Whether we are women of color tired of always having to be the
person to speak out, or white women afraid to speak out and be
called racist, it's clear the time has come to walk past the
fear and call the pink elephant by its name. "White lesbians
have got to understand what white-skinned privilege is," says
Moore. "There are advantages that the white community has," says
Bermudez, "and the lesbian community is still not sensitive to
that. This becomes an issue between white women and women of
color when there's no dialogue about it."
Trying to mend the torn threads of community is easier said than
done, but we've all got to live together. "I want to work with
white women because I recognize the necessity of working for
peace, for justice, for the basics of living in a humane
society," says Bermudez. "It's very important for all races to
work together to break the hegemony, to break the oppression. I
want to work with white women who are trying something
progressive in the sense of peace and human rights."

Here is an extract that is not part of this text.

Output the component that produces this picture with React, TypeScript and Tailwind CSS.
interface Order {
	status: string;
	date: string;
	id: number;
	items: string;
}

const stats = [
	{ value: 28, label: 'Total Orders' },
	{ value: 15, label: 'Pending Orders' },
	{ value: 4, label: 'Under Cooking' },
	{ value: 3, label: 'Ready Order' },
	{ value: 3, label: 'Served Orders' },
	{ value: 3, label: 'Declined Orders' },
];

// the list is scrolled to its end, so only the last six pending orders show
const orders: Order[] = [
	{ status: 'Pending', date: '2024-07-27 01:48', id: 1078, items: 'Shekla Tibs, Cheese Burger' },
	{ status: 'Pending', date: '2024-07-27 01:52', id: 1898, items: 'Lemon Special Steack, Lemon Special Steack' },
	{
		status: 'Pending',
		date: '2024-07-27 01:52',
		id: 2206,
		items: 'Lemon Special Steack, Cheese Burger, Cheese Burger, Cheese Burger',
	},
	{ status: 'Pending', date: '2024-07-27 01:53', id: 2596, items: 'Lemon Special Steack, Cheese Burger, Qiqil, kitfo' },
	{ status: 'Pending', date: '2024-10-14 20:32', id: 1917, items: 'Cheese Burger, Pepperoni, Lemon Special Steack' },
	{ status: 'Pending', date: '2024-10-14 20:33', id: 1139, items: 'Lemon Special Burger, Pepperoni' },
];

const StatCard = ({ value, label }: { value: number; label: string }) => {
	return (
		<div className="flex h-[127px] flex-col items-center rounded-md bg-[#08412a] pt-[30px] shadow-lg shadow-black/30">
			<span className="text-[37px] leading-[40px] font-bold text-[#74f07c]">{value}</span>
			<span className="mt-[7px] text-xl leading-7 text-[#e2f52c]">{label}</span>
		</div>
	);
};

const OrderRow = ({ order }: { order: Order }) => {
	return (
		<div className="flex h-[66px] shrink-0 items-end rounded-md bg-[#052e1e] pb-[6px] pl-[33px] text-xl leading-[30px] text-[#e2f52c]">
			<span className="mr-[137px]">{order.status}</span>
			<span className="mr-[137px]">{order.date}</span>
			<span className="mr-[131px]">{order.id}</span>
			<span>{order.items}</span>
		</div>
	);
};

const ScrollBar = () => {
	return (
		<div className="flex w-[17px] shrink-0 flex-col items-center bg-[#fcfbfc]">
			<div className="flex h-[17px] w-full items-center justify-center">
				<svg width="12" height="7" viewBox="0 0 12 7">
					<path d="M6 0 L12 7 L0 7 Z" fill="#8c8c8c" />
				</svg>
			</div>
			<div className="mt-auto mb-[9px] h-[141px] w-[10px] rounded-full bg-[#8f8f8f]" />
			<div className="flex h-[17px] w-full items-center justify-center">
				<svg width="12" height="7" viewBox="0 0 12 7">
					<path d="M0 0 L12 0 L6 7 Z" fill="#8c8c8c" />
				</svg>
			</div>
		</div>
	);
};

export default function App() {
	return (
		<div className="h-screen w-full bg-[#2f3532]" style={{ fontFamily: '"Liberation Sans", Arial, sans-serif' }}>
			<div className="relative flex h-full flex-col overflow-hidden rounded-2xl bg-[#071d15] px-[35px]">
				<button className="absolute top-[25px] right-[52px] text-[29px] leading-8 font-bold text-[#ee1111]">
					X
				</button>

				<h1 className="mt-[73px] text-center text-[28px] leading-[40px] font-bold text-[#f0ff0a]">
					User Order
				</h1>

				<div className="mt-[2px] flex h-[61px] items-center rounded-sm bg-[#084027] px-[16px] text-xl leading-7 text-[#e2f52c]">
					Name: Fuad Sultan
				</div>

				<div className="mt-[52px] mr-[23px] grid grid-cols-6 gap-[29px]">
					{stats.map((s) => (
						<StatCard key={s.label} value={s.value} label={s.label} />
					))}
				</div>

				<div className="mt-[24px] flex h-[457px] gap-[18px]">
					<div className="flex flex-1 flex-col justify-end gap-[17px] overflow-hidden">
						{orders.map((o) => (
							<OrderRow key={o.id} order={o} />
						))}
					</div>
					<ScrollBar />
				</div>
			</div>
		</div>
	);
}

There are ways to begin healing racism both within yourself and
within your community. Bermudez advocates setting up anti-racism
support systems. "You can't do it by yourself," she says; "it's
about analyzing and processing." But even without support,
Abrams says, lesbians, no matter what color they are, have to
begin deconstructing the prejudice they find in themselves. "I
try to see if I'm avoiding communities that make me feel
uncomfortable for any reason, whether it's within the Jewish
community, or the black community, and I ask if I want to throw
myself into the fire or not. Not is fine, but I'd better ask
myself why and I'd better come up with an honest answer."

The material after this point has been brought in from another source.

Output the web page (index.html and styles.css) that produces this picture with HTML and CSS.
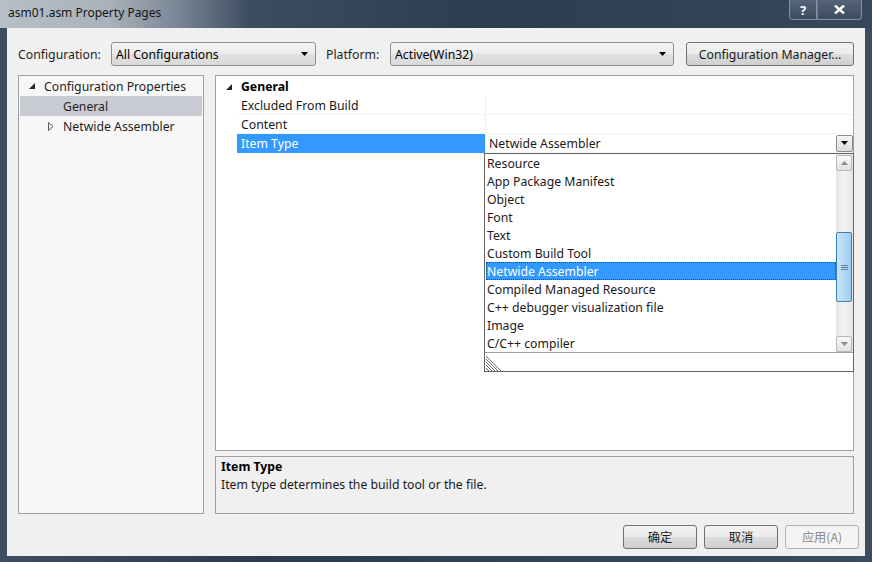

The key, she says, is using the tools you have at hand. Look at
your own life — your work and social environments Ñ and see
where there's room to improve your relations with people outside
of your comfort zone. Fear goes both ways in the us-versus-them
dichotomies in which we so often find ourselves. "We have a long
way to go," Moore is quick to point out. But once lesbian
communities, all of them, begin to look around and see who's
missing, all of us cannot help but be better for it.